Far from being a recluse, however, Don Joan was highly active in community life and in 1959 he founded the island’s first radio station, Radio Popular, which he headed up for twenty years. During this time he also served as teacher at the Seminary of Ibiza and as the rector of Santa Creu Church. In 1977, the now mature priest was sent by the Bishop to act as the director and administrator at the newly founded Senior Citizens’ Home, The Reina Sofía Residence. From that moment on, Don Joan lived in one of the home’s modest apartments, side by side with the folk he looked after. He died there in his bed on 18th January, 2002.

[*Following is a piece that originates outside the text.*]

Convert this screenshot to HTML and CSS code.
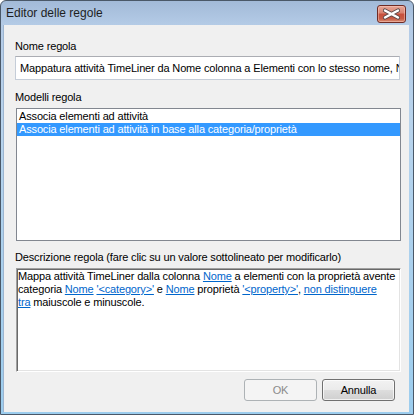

During the twenty-five years he spent running the Home, the priest also served as the president of the Institute of Ibicenco Studies for eighteen years and the director of the Caritas charity organization for ten years. His unceasing commitments notwithstanding, Don Joan wrote and published eighteen books between the years 1976 and 1999, as well as one book which was never published (his first), and two books that he did not manage to complete before death claimed him.

The public honours he earned during his well-spent life include the Cross of Saint George awarded by the Catalan federal government in 1992, the Gold Medal, awarded by the Island Council in 1995, the Gold Medal awarded by the Balearic Council in 2000, and the Pitiusan Islands Award in 2001, given annually by the local newspaper, Diario de Ibiza.

Closing

As impressive as these achievements were, such lists and enumerations seem a pale reflection when compared to the true value of a man who had the rare ability to live every moment in harmony with others. It was one of the highest privileges of my life to have known him. Thank you Don Joan for everything you gave us. Your legacy consists of so much more than mere history.